September 18, 2004 in Business

Cheesecake Cafe lands site in CdA

By The Spokesman-Review
 

The Cheesecake Cafe has landed.

After losing its bid to open a restaurant in the old Salty’s spot overlooking the Spokane Falls, a franchisee of the Canada-based restaurant chain has purchased land in Coeur d’Alene.

A 7,000-square-foot restaurant is planned with a target opening date of February 2005, said Emily Ward, operating partner. The company paid $625,000 for 1.14 acres of land on the northwest corner of U.S. Highway 95 and Canfield Avenue, said real estate agents who handled the transaction.

Ward said the restaurant will seat 300 people and employ 100, about 40 of them full-time. The restaurant also will include outdoor patios and a private conference room that will seat up to 45. The menu will offer 180 items, 52 varieties of cheesecake and an array of baked goods. The restaurant will have a full-service bar and bakery with all items baked on-site. Cheesecake, cobblers, pies and breads also will be sold separately.

“We specialize in everyone’s favorite specialty,” Ward said. “Whether it’s business or families or a couple out for date night, we cater to every single want and wish. It’s not just cheesecake.”

Ward and her company have acquired franchise rights to Washington, Idaho and Arizona and plan other restaurants in this area in the future. She said her company is conducting market research to determine where the other locations should be.

The company purchased the land from Numerica Credit Union, which bought it with plans for a new branch, then built one instead in front of Fred Meyer to the south, said Shawn McMahon, a Century 21/Beutler agent who represented Numerica.

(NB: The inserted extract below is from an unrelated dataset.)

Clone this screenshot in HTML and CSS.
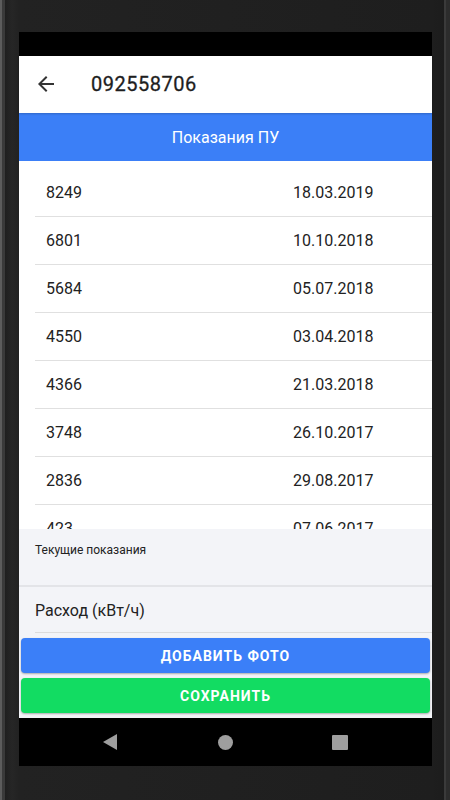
FILE: index.html
```html
<!DOCTYPE html>
<html lang="ru">
<head>
    <meta charset="UTF-8">
    <meta name="viewport" content="width=device-width, initial-scale=1.0">
    <title>Показания ПУ</title>
    <link rel="stylesheet" href="styles.css">
</head>
<body>

    <div class="device">
        <div class="screen">
            <div class="status-bar"></div>

            <div class="app">
                <header class="toolbar">
                    <svg class="back" width="24" height="24" viewBox="0 0 24 24">
                        <path d="M20 11H7.83l5.59-5.59L12 4l-8 8 8 8 1.41-1.41L7.83 13H20v-2z" fill="#333"/>
                    </svg>
                    <h1>092558706</h1>
                </header>

                <div class="section-title">Показания ПУ</div>

                <ul class="readings">
                    <li><span>8249</span><span>18.03.2019</span></li>
                    <li><span>6801</span><span>10.10.2018</span></li>
                    <li><span>5684</span><span>05.07.2018</span></li>
                    <li><span>4550</span><span>03.04.2018</span></li>
                    <li><span>4366</span><span>21.03.2018</span></li>
                    <li><span>3748</span><span>26.10.2017</span></li>
                    <li><span>2836</span><span>29.08.2017</span></li>
                    <li><span>423</span><span>07.06.2017</span></li>
                </ul>

                <div class="form">
                    <div class="field-current">
                        <label>Текущие показания</label>
                    </div>
                    <div class="field-usage">
                        <span>Расход (кВт/ч)</span>
                    </div>
                    <div class="actions">
                        <button class="btn btn-blue">Добавить фото</button>
                        <button class="btn btn-green">Сохранить</button>
                    </div>
                </div>
            </div>

            <nav class="nav-bar">
                <span class="nav-back"></span>
                <span class="nav-home"></span>
                <span class="nav-recent"></span>
            </nav>
        </div>
    </div>

</body>
</html>
```

FILE: styles.css
```css
/* Basic Styles */
body {
    margin: 0;
    padding: 0;
    font-family: Roboto, "Noto Sans", sans-serif;
    background-color: #222;
}

.device {
    width: 450px;
    height: 800px;
    box-sizing: border-box;
    padding: 32px 18px 34px 19px;
    background:
        linear-gradient(to right, #5c5c5c 0, #5c5c5c 2px, #3a3a3a 2px, #3a3a3a 5px, #1f1f1f 5px, #262626 12px, #222 19px, #1e1e1e 433px, #1c1c1c 444px, #3a3a3a 444px, #3a3a3a 446px, #2c2c2c 446px);
    overflow: hidden;
}

.screen {
    height: 734px;
    display: flex;
    flex-direction: column;
    background-color: #000;
}

.status-bar {
    height: 24px;
    background-color: #000;
}

.app {
    height: 662px;
    display: flex;
    flex-direction: column;
    background-color: #fff;
}

/* Toolbar */
.toolbar {
    height: 57px;
    flex: none;
    display: flex;
    align-items: center;
    box-sizing: border-box;
    padding-bottom: 1px;
    background-color: #fff;
    box-shadow: 0 1px 2px rgba(0, 0, 0, 0.2);
    position: relative;
    z-index: 1;
}

.back {
    margin-left: 15px;
}

.toolbar h1 {
    margin: 0 0 0 33px;
    font-size: 20px;
    font-weight: 400;
    color: #1e1e1e;
    letter-spacing: 0.5px;
    -webkit-text-stroke: 0.3px #1e1e1e;
}

.section-title {
    height: 48px;
    flex: none;
    display: flex;
    align-items: center;
    justify-content: center;
    background-color: #3b7ff7;
    color: #fff;
    font-size: 16px;
}

/* Readings list */
.readings {
    height: 368px;
    flex: none;
    margin: 0;
    padding: 8px 0 0 16px;
    box-sizing: border-box;
    list-style: none;
    overflow: hidden;
}

.readings li {
    height: 48px;
    box-sizing: border-box;
    display: grid;
    grid-template-columns: 247px 1fr;
    align-items: center;
    padding-left: 11px;
    border-bottom: 1px solid #e0e0e0;
    font-size: 16px;
    color: #222;
}

/* Form */
.form {
    flex: 1;
    display: flex;
    flex-direction: column;
    background-color: #f3f4f8;
}

.field-current {
    height: 58px;
    flex: none;
    padding: 10px 16px 0;
    box-sizing: border-box;
    border-bottom: 2px solid #e3e4e8;
}

.field-current label {
    font-size: 12px;
    color: #222;
}

.field-usage {
    height: 46px;
    flex: none;
    margin-left: 16px;
    box-sizing: border-box;
    display: flex;
    align-items: center;
    padding-top: 1px;
    border-bottom: 1px solid #dcdcdc;
    font-size: 16px;
    color: #222;
}

.actions {
    display: flex;
    flex-direction: column;
    gap: 5px;
    padding: 5px 2px 0;
}

.btn {
    height: 35px;
    border: none;
    border-radius: 4px;
    color: #fff;
    font-family: Roboto, sans-serif;
    font-size: 14px;
    font-weight: 700;
    text-transform: uppercase;
    letter-spacing: 1px;
    box-shadow: 0 1px 2px rgba(0, 0, 0, 0.3);
    cursor: pointer;
}

.btn-blue {
    background-color: #3b7ff8;
}

.btn-green {
    background-color: #12dc62;
}

/* Navigation bar */
.nav-bar {
    height: 48px;
    display: flex;
    align-items: center;
    background-color: #000;
}

.nav-back {
    width: 0;
    height: 0;
    margin-left: 84px;
    border-top: 8px solid transparent;
    border-bottom: 8px solid transparent;
    border-right: 14px solid #9e9e9e;
}

.nav-home {
    width: 15px;
    height: 15px;
    margin-left: 101px;
    border-radius: 50%;
    background-color: #9e9e9e;
}

.nav-recent {
    width: 16px;
    height: 15px;
    margin-left: 99px;
    border-radius: 1px;
    background-color: #9e9e9e;
}
```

Ward said her company is trying to do everything right and will send full-time staff to Canada for training before opening the Coeur d’Alene restaurant. The average ticket price will be around $15, which she said would place the restaurant within the same range as its competition. The restaurant will have an elegant look with high ceilings and local artwork, Ward said. She hopes to use local vendors and feature seasonal favorites in order to appeal to both tourists and year-round residents

Ward has lived in Coeur d’Alene for eight years and has worked in the restaurant business off and on her whole life, she said. “I started waiting tables when I was 14. My dad’s a chef in Arizona. Food’s kind of always been with me.”